In no way is my love and devotion for my wife representable by a set of beliefs about her (nor by a set of statements listing my behaviors for that matter). Why should love for, and devotion to, incarnations such as Jesus, Krishna, or the Buddha or prophets like Muhammad be different?
Note that this is not Phillips style neo-Wittgensteinian, because I don't think that the cognitive content of religious beliefs is really spelled out in terms of such affective stances and behaviors. I don't want to "leave everything as it is." I'm very happy to put forward views that entail that most religious people, including Saint Paul, have lots of false first and second order religious beliefs.
(4) Psychologically, I find it harder to critique "first-order" religious beliefs for some reason. Maybe because one should sympathize with the fear (fear of being removed from one's community, fear of death, fear of being gay) that leads people to morally and metaphysically problematic first-order religious beliefs and practices. Maybe also because of the danger of becoming a condescending moral scold in a manner inconsistent with Christian love.
One of the stranger things that Saint Paul said (that Heidegger rightfully found philosophically interesting, perhaps in part because it involves informative circularity) is that one of the tests for being a Christian is the ability to recognize Antichrists as Antichrists. In this very respect Christopher Hitchens is a much better Christians than either the vast hoard of people who send money to the likes of Pat Robertson or Jerry Fallwell, or the minority of academics (for some reason over-represented in Philosophy Departments) who defend a version of Christianity that creates such monstrosities.
That is:
The point isn't that people who succumb to human lizards like Robertson are going to hell, but rather that while succumbing to the conservative "Christian" resentment that Nietzsche persuasively argues is absolutely foreign to Christ but all too typical of Christianity we remove ourselves from being in a state of grace.

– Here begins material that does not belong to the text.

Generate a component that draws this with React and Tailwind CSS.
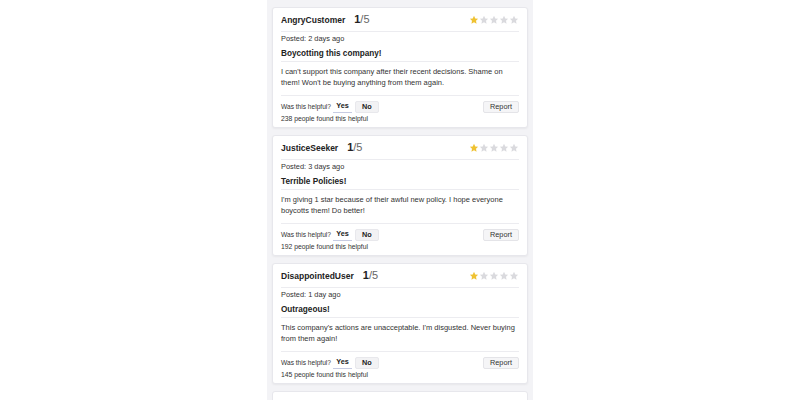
import React from 'react';

const reviews = [
  {
    user: 'AngryCustomer',
    posted: '2 days ago',
    title: 'Boycotting this company!',
    body: "I can't support this company after their recent decisions. Shame on them! Won't be buying anything from them again.",
    helpful: 238,
  },
  {
    user: 'JusticeSeeker',
    posted: '3 days ago',
    title: 'Terrible Policies!',
    body: "I'm giving 1 star because of their awful new policy. I hope everyone boycotts them! Do better!",
    helpful: 192,
  },
  {
    user: 'DisappointedUser',
    posted: '1 day ago',
    title: 'Outrageous!',
    body: "This company's actions are unacceptable. I'm disgusted. Never buying from them again!",
    helpful: 145,
  },
];

const Star = ({ filled }) => (
  <svg viewBox="0 0 24 24" className="w-[10px] h-[10px]">
    <path
      d="M12 2l3 6.3 6.8.9-5 4.8 1.3 6.8L12 17.5l-6.1 3.3 1.3-6.8-5-4.8 6.8-.9z"
      fill={filled ? '#efc232' : '#dadade'}
    />
  </svg>
);

const ReviewCard = ({ review }) => (
  <div className="bg-white rounded-[3px] border border-[#e7e7ec] shadow-[0_1px_2px_rgba(0,0,0,0.05)] px-[8px]">
    {/* Header */}
    <div className="h-[24px] flex items-center justify-between border-b border-[#ececf0]">
      <div className="flex items-baseline">
        <span className="text-[8.5px] font-bold text-[#222]">{review.user}</span>
        <span className="ml-[9px] text-[11px] text-[#222] font-bold">
          1<span className="font-normal text-[#666]">/5</span>
        </span>
      </div>
      <div className="flex">
        {[0, 1, 2, 3, 4].map((i) => (
          <Star key={i} filled={i === 0} />
        ))}
      </div>
    </div>

    {/* Posted + title */}
    <div className="border-b border-[#ececf0] pb-[1px]">
      <div className="mt-[2px] text-[7.4px] leading-[10px] text-[#333]">Posted: {review.posted}</div>
      <div className="mt-[4px] text-[8.2px] leading-[12px] font-bold text-[#222]">{review.title}</div>
    </div>

    {/* Body */}
    <div className="border-b border-[#ececf0] pt-[5px] pb-[7px] text-[7.5px] leading-[10.5px] text-[#333]">
      {review.body}
    </div>

    {/* Footer */}
    <div className="pt-[5px] pb-[4px]">
      <div className="h-[12px] flex items-center justify-between">
        <div className="flex items-center text-[6.6px] text-[#333]">
          <span>Was this helpful?</span>
          <button className="ml-[2px] h-[12px] w-[19px] text-[7.3px] font-semibold text-[#222] bg-white border-b border-[#c6cbe2]">
            Yes
          </button>
          <button className="ml-[3px] h-[12px] w-[24px] text-[7.3px] font-semibold text-[#222] bg-[#f2f2f4] rounded-[2px] border border-[#e8e8ec]">
            No
          </button>
        </div>
        <button className="h-[12px] w-[36px] text-[7.3px] text-[#333] bg-[#f5f5f7] rounded-[2px] border border-[#e4e4e8]">
          Report
        </button>
      </div>
      <div className="text-[6.8px] leading-[9px] text-[#333] mt-[1px]">{review.helpful} people found this helpful</div>
    </div>
  </div>
);

export default function App() {
  return (
    <div
      className="w-[800px] h-[400px] overflow-hidden bg-white flex justify-center"
      style={{ fontFamily: '"Liberation Sans", Arial, sans-serif' }}
    >
      <div className="w-[266px] bg-[#f3f3f6] px-[5px] pt-[7px] flex flex-col gap-[7px]">
        {reviews.map((r) => (
          <ReviewCard key={r.user} review={r} />
        ))}
        <div className="h-[30px] shrink-0 bg-white rounded-[3px] border border-[#e7e7ec]" />
      </div>
    </div>
  );
}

Again, this is not a matter of belief (though failure results in false moral beliefs), but a matter of being faithful, being open to grace in the way taught by Jesus and the prophets, whether Christian, Hindu, Muslim, or aetheist (everyone should read and learn from Hitchens' excellent God is not Great). Islam and some branches of Hinduism are interesting here; the five pillars of Islam mostly concern practical behavior, as does the practice of yoga. Ideally, these are to open the faithful's heart in a way that leads to grace and community with all. This has nothing to do with belief, but is really more akin to a technology of the self (see discussion of Sloterdijk's new book HERE).
Of course, all faith traditions have their Pat Robertsons! But I'm responsible to and for those in mine.